The lawsuit claims the city intentionally withheld information that would have indicated the building was dangerous.

As their families continue to mourn, the lawsuit aims to hold the city accountable for their deaths.

Fire Lts. Kelsey Sadler and Paul Butrim and FirefighterEMT Kenny Lacayo were killed in a fire on South Stricker Street in 2022. Another firefighter, John John McMaster, suffered extensive injuries.

The lawsuit comes less than a month after a judge dismissed a wrongful death lawsuit filed by the victims’ families.

Lawyers for the families said the department abandoned a program that would be able to show firefighters if a building was dangerous, which they said was the case with the Stricker Street fire.

“They had a policy called Code X, where they were supposed to mark and indicate which buildings were abandoned or which buildings were not in condition that firefighters should go into if there were no individuals living in the building. They not only abandoned that program, but they purposely kept that information from the firefighters,” said Ken Berman, an attorney for the case. “The three firefighters who died and the fourth firefighter who was badly injured went into a building that they had no idea had not only had been condemned, not only was unsafe, but in fact, had a prior incident of a collapse where firefighters were injured.”

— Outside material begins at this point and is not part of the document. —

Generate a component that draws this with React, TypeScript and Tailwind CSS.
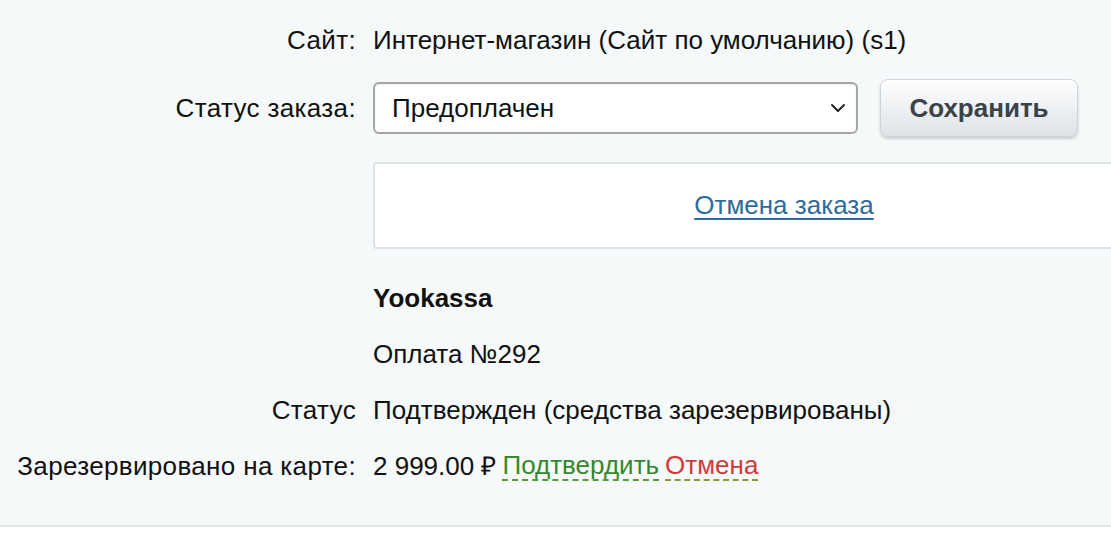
import { ChevronDown } from "lucide-react";

const Label = ({ children }: { children?: React.ReactNode }) => (
  <div className="w-[356px] shrink-0 text-right tracking-[0.35px]">{children}</div>
);

const Row = ({ label, children, className = "h-[56px]" }: { label?: string; children: React.ReactNode; className?: string }) => (
  <div className={`flex items-center gap-[17px] ${className}`}>
    <Label>{label}</Label>
    <div className="flex items-center whitespace-nowrap">{children}</div>
  </div>
);

export default function App() {
  return (
    <div className="w-[1111px] h-[555px] overflow-hidden bg-white font-['Liberation_Sans',Arial,sans-serif] text-[26px] text-[#111]">
      <div className="h-[527px] bg-[#f5f9f9] border-b-[2px] border-[#e0e6e6] pt-[14px]">
        <Row label="Сайт:" className="h-[52px]">
          Интернет-магазин (Сайт по умолчанию) (s1)
        </Row>

        <Row label="Статус заказа:" className="h-[58px] mt-[13px]">
          <div className="relative w-[485px] h-[52px] rounded-[6px] border-2 border-[#a6a6a6] bg-white flex items-center pl-[17px] shadow-[inset_0_1px_2px_rgba(0,0,0,0.08)]">
            Предоплачен
            <ChevronDown size={24} strokeWidth={2} className="absolute right-[6px] top-[12px] text-[#222]" />
          </div>
          <button className="ml-[22px] w-[198px] h-[58px] rounded-[8px] border border-[#cdd4d7] bg-gradient-to-b from-white to-[#dde3e6] shadow-[0_2px_3px_rgba(0,0,0,0.18)] font-bold text-[#3b4248]">
            Сохранить
          </button>
        </Row>

        <div className="flex mt-[25px]">
          <div className="w-[373px] shrink-0" />
          <div className="w-[822px] h-[87px] shrink-0 bg-white border-[2px] border-[#dde3e4] rounded-[3px] flex items-center justify-center">
            <a href="#" className="text-[#2f6b9c] underline underline-offset-[4px]">
              Отмена заказа
            </a>
          </div>
        </div>

        <div className="mt-[21px]">
          <Row>
            <span className="font-bold">Yookassa</span>
          </Row>
          <Row>Оплата №292</Row>
          <Row label="Статус">Подтвержден (средства зарезервированы)</Row>
          <Row label="Зарезервировано на карте:">
            <span>2 999.00 ₽</span>
            <span className="ml-[6px] text-[#36882c] border-b-[2px] border-dashed border-[#5a9a3a] leading-[28px]">
              Подтвердить
            </span>
            <span className="ml-[6px] text-[#d23a3a] border-b-[2px] border-dashed border-[#8a9a3a] leading-[28px]">
              Отмена
            </span>
          </Row>
        </div>
      </div>
    </div>
  );
}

The city’s law department responded to the lawsuit, stating that, since it is ongoing litigation, it would reserve comment for the appropriate judicial forum.

“They expect their families, and the firefighters expect their brass, their supervisors, to provide and make it as safe as humanly possible in an extremely dangerous job here. They not only made it more dangerous — life-threatening — for the firefighters, but they basically hid that fact from them. So if, at a minimum, it leads to more transparency,” Berman said.